§ Records:

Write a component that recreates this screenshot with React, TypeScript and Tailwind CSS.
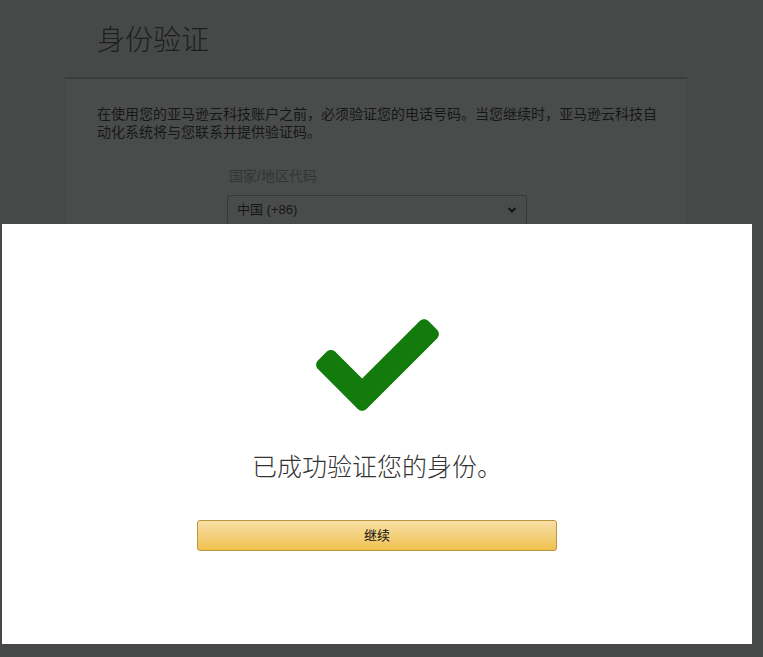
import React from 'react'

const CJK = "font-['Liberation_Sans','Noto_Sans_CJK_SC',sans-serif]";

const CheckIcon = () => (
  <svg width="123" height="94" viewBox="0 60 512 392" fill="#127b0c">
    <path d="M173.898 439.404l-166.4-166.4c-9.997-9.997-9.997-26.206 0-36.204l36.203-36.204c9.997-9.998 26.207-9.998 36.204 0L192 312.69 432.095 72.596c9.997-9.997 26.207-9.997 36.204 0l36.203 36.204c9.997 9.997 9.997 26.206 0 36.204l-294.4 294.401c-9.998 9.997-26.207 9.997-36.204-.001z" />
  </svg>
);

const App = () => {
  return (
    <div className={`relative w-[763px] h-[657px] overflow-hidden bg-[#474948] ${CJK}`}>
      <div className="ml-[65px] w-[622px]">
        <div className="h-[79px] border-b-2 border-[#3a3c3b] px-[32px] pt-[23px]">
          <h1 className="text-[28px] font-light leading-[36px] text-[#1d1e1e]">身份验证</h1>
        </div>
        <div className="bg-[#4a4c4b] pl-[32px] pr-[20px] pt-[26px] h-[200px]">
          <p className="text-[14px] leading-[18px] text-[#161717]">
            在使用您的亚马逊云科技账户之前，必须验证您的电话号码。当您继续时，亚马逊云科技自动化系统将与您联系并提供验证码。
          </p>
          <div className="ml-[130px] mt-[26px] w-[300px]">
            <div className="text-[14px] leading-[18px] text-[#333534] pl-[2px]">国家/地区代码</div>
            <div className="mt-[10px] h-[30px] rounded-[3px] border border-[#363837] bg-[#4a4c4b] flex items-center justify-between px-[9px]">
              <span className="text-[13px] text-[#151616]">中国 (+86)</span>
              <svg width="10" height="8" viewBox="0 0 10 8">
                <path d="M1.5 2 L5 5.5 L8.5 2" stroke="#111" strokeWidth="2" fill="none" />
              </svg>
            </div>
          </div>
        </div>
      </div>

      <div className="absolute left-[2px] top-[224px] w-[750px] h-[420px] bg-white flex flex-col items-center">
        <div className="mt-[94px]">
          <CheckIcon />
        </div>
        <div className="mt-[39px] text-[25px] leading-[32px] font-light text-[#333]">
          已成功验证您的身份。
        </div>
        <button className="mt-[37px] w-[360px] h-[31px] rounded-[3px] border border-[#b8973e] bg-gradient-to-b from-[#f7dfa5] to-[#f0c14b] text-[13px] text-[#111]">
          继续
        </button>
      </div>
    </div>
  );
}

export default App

--

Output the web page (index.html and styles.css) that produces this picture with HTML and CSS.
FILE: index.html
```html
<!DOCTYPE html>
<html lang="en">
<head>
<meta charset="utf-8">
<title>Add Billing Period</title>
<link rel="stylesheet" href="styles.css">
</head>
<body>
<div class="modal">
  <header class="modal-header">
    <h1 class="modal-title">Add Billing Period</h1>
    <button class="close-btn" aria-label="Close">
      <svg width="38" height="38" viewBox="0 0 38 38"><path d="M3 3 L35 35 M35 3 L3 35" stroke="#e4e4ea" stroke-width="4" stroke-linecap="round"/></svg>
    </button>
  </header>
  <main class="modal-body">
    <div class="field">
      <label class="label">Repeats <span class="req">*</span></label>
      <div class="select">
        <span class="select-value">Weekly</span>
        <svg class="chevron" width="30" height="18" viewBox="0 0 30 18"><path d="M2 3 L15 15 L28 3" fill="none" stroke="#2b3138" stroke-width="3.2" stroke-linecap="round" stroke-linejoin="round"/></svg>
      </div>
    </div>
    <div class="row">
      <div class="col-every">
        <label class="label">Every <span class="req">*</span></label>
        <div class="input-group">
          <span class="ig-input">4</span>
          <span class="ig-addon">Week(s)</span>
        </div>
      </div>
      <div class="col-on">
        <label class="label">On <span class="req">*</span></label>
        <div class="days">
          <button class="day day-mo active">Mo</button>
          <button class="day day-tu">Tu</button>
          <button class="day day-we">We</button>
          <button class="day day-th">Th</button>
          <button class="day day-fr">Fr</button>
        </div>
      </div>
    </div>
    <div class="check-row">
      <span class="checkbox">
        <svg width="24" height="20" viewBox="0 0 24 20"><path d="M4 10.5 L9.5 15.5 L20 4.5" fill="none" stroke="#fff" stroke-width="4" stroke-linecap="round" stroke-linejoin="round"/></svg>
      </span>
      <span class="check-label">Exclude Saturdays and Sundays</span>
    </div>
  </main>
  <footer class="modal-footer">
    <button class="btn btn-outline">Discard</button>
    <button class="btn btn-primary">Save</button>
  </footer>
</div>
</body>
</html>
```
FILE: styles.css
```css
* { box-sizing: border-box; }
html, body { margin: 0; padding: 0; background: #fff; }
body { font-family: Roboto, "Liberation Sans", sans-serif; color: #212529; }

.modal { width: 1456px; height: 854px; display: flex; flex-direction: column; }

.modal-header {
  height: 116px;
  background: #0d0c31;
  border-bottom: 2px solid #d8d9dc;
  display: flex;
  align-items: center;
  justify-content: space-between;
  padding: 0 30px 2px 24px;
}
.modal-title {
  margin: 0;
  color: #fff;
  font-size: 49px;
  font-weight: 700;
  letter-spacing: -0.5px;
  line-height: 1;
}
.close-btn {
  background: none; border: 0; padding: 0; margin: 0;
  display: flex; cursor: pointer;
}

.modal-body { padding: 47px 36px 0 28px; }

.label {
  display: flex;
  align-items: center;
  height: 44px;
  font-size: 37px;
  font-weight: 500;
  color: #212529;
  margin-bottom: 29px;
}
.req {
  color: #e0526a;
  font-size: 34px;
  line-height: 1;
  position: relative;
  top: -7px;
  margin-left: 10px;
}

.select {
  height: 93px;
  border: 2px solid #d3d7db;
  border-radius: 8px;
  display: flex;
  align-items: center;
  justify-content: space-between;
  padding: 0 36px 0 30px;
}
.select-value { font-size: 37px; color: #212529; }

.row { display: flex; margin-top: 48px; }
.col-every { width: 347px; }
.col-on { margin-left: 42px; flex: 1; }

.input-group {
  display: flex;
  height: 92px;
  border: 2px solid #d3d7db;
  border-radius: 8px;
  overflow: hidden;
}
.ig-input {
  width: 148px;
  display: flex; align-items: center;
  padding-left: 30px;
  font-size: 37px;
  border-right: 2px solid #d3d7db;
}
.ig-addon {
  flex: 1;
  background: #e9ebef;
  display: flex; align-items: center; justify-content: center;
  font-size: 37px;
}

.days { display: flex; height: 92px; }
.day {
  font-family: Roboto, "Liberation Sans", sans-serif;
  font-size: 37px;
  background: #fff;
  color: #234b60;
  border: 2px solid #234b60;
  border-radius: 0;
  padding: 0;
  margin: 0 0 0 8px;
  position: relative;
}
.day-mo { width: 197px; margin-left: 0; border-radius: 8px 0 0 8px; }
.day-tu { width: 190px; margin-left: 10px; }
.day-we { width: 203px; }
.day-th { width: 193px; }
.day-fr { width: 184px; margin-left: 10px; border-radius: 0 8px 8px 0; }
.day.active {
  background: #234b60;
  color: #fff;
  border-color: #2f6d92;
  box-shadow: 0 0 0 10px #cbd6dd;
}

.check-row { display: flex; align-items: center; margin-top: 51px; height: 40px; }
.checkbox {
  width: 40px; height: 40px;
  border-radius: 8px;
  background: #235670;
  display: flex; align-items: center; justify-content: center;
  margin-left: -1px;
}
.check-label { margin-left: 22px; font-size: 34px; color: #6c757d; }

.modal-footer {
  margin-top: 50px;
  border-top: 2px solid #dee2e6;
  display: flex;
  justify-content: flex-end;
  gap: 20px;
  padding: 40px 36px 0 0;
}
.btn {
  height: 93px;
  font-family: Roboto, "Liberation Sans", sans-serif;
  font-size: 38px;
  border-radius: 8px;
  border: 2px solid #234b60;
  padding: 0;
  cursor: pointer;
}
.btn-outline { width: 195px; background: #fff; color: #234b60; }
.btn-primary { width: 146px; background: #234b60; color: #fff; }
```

§ Exercise directions: Copy, from the material above, each line in which the string "styles" occurs.

§ Completed task:
Output the web page (index.html and styles.css) that produces this picture with HTML and CSS.
<link rel="stylesheet" href="styles.css">
FILE: styles.css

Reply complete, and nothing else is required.